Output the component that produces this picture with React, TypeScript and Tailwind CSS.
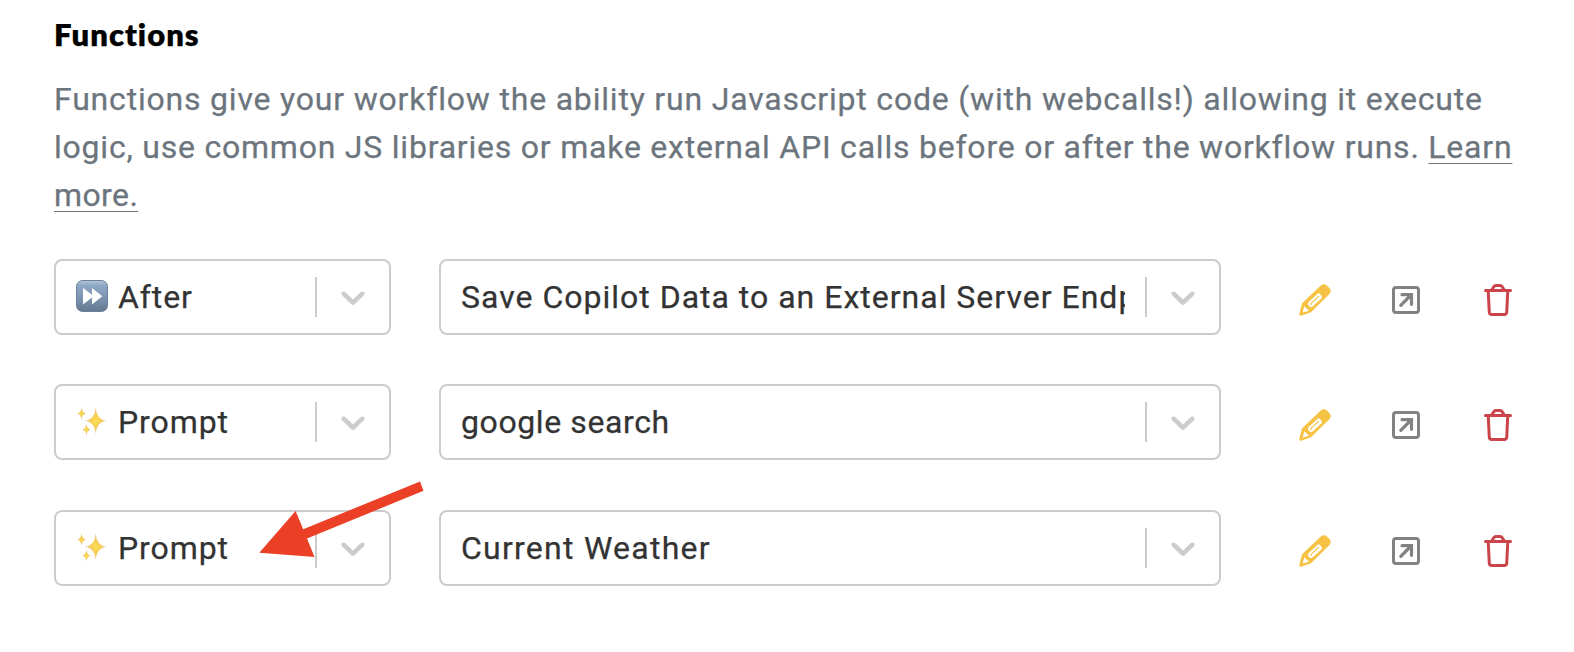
import React from "react";

const chevronPath =
  "M4.516 7.548c0.436-0.446 1.043-0.481 1.576 0l3.908 3.747 3.908-3.747c0.533-0.481 1.141-0.446 1.574 0 0.436 0.445 0.408 1.197 0 1.615-0.406 0.418-4.695 4.502-4.695 4.502-0.217 0.223-0.502 0.335-0.787 0.335s-0.57-0.112-0.789-0.335c0 0-4.287-4.084-4.695-4.502s-0.436-1.17 0-1.615z";

function FastForward() {
  return (
    <svg className="h-8 w-8 shrink-0" viewBox="0 0 32 32">
      <defs>
        <linearGradient id="ff" x1="0" y1="0" x2="0" y2="1">
          <stop offset="0" stopColor="#b4c6d9" />
          <stop offset="0.15" stopColor="#8fa9c8" />
          <stop offset="0.55" stopColor="#7c94b0" />
          <stop offset="1" stopColor="#64788f" />
        </linearGradient>
      </defs>
      <rect x="0.5" y="0.5" width="31" height="31" rx="6" fill="url(#ff)" stroke="#6a819c" />
      <path d="M7 8v16.400l9-6.800v6.800l10.300-8.200L16 8v6.800z" fill="#fff" />
    </svg>
  );
}

function Sparkles() {
  return (
    <svg className="h-8 w-8 shrink-0" viewBox="0 0 32 32">
      <defs>
        <radialGradient id="sp">
          <stop offset="0" stopColor="#fbdf4e" />
          <stop offset="0.4" stopColor="#f6cf58" />
          <stop offset="1" stopColor="#eeb98a" />
        </radialGradient>
      </defs>
      <g fill="url(#sp)">
        <path d="M19.700 2.500Q20.500 14.600 30.500 15.800Q20.500 17 19.700 29.500Q18.900 17 8.900 15.800Q18.900 14.600 19.700 2.500z" />
        <path d="M5.500 2.300Q6.100 7.700 10 8.400Q6.100 9.100 5.500 14.500Q4.900 9.100 1.500 8.400Q4.900 7.700 5.500 2.300z" />
        <path d="M10.400 18.500Q11 23.800 14.700 24.600Q11 25.400 10.400 30.500Q9.800 25.400 6.200 24.600Q9.800 23.800 10.400 18.500z" />
      </g>
    </svg>
  );
}

function Select({
  width,
  icon,
  children,
}: {
  width: string;
  icon?: React.ReactNode;
  children: React.ReactNode;
}) {
  return (
    <div className={`${width} flex h-[76px] shrink-0 items-center rounded-lg border-2 border-[#cccccc] bg-white pl-5`}>
      <div className="flex min-w-0 flex-1 items-center gap-[10px] overflow-hidden">
        {icon && <div className="pb-[2px]">{icon}</div>}
        <div className="whitespace-nowrap leading-[48px]">{children}</div>
      </div>
      <div className="ml-5 h-10 w-[2px] bg-[#cccccc]" />
      <svg className="mx-4 h-10 w-10 fill-[#cccccc]" viewBox="0 0 20 20">
        <path d={chevronPath} />
      </svg>
    </div>
  );
}

function Pencil() {
  return (
    <svg className="h-8 w-8" viewBox="0 0 32 32">
      <path
        d="M0.300 29.800L3.100 19.200L21.800 1.600Q24.300-0.800 27.300 1.100L30.600 4.200Q33 7 30.500 10L12 28.300L2.300 31.700Q0 32.100 0.300 29.800z"
        fill="#f6c244"
      />
      <path d="M5.300 22.200L10 26.800L3.700 28.600z" fill="#fff" />
      <path
        d="M13 20.600L21.800 12.400L19.600 10.200L10.600 18.600Q9.300 20.200 10.800 21.600Q12 22.600 13.400 21.300L22.500 13"
        fill="none"
        stroke="#fff"
        strokeWidth="2"
        strokeLinejoin="round"
      />
    </svg>
  );
}

function OpenExternal() {
  return (
    <svg className="h-7 w-7" viewBox="0 0 28 28" fill="none" stroke="#828282">
      <rect x="1.500" y="1.500" width="25" height="25" rx="2.500" strokeWidth="3" />
      <path d="M8.800 19.300L19 9M10 8.700H19.500V18.300" strokeWidth="3.200" strokeLinecap="round" strokeLinejoin="miter" />
    </svg>
  );
}

function Trash() {
  return (
    <svg className="h-8 w-7" viewBox="0 0 28 32" fill="none" stroke="#cb444a" strokeWidth="3" strokeLinecap="round" strokeLinejoin="round">
      <path d="M1.500 6.500H26.500M4.200 6.500L5.300 28.300Q5.500 30.400 7.600 30.400H20.400Q22.500 30.400 22.700 28.300L23.800 6.500M7.900 5.800L9.600 3Q10.500 1.500 12 1.500H16Q17.500 1.500 18.400 3L20.100 5.800" />
    </svg>
  );
}

function Row({ icon, when, name }: { icon: React.ReactNode; when: React.ReactNode; name: React.ReactNode }) {
  return (
    <div className="flex items-center">
      <Select width="w-[337px]" icon={icon}>
        {when}
      </Select>
      <div className="w-12" />
      <Select width="w-[782px]">{name}</Select>
      <div className="ml-[78px] mt-[6px] flex items-center">
        <Pencil />
        <div className="ml-[60.500px]">
          <OpenExternal />
        </div>
        <div className="ml-[64px]">
          <Trash />
        </div>
      </div>
    </div>
  );
}

const link = "underline decoration-1 underline-offset-[5px] [text-decoration-skip-ink:none]";

export default function App() {
  return (
    <main className="h-[652px] w-[1574px] overflow-hidden bg-white pl-[54px] pt-[10px] font-['Roboto',sans-serif] text-[32px] text-[#333333] [-webkit-text-stroke:0.25px]">
      <h2 className="h-[65px] font-['Lato',sans-serif] text-[31px] font-extrabold leading-[48px] tracking-[1px] text-black [font-variant-ligatures:none]">
        Functions
      </h2>
      <div className="h-[184px] whitespace-nowrap leading-[48px] text-[#6c757d]">
        <div className="tracking-[0.806px]">
          Functions give your workflow the ability run Javascript code (with webcalls!) allowing it execute
        </div>
        <div className="tracking-[0.780px]">
          logic, use common JS libraries or make external API calls before or after the workflow runs.{" "}
          <a className={link}>Learn</a>
        </div>
        <div className="tracking-[0.400px]">
          <a className={link}>more.</a>
        </div>
      </div>
      <div className="relative flex flex-col">
        <Row
          icon={<FastForward />}
          when={<span className="tracking-[0.9px]">After</span>}
          name={<span className="tracking-[1px]">Save Copilot Data to an External Server Endpoint</span>}
        />
        <div className="h-[49px]" />
        <Row
          icon={<Sparkles />}
          when={<span className="tracking-[0.9px]">Prompt</span>}
          name={<span className="tracking-[0.600px]">google search</span>}
        />
        <div className="h-[50px]" />
        <Row
          icon={<Sparkles />}
          when={<span className="tracking-[0.9px]">Prompt</span>}
          name={<span className="tracking-[1.250px]">Current Weather</span>}
        />
        <svg className="absolute left-[205px] top-[222px] h-[78px] w-[165px]" viewBox="259 481 165 78">
          <path d="M259.300 552.800L295.600 511L303.200 529.200L420 481.500L423.500 490.800L307 538.500L314.500 557z" fill="#eb4026" />
        </svg>
      </div>
    </main>
  );
}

Problem ->
Gather and copy every line of the data in which the string "with" is found.

Result for this exercise ->
Output the component that produces this picture with React, TypeScript and Tailwind CSS.
          Functions give your workflow the ability run Javascript code (with webcalls!) allowing it execute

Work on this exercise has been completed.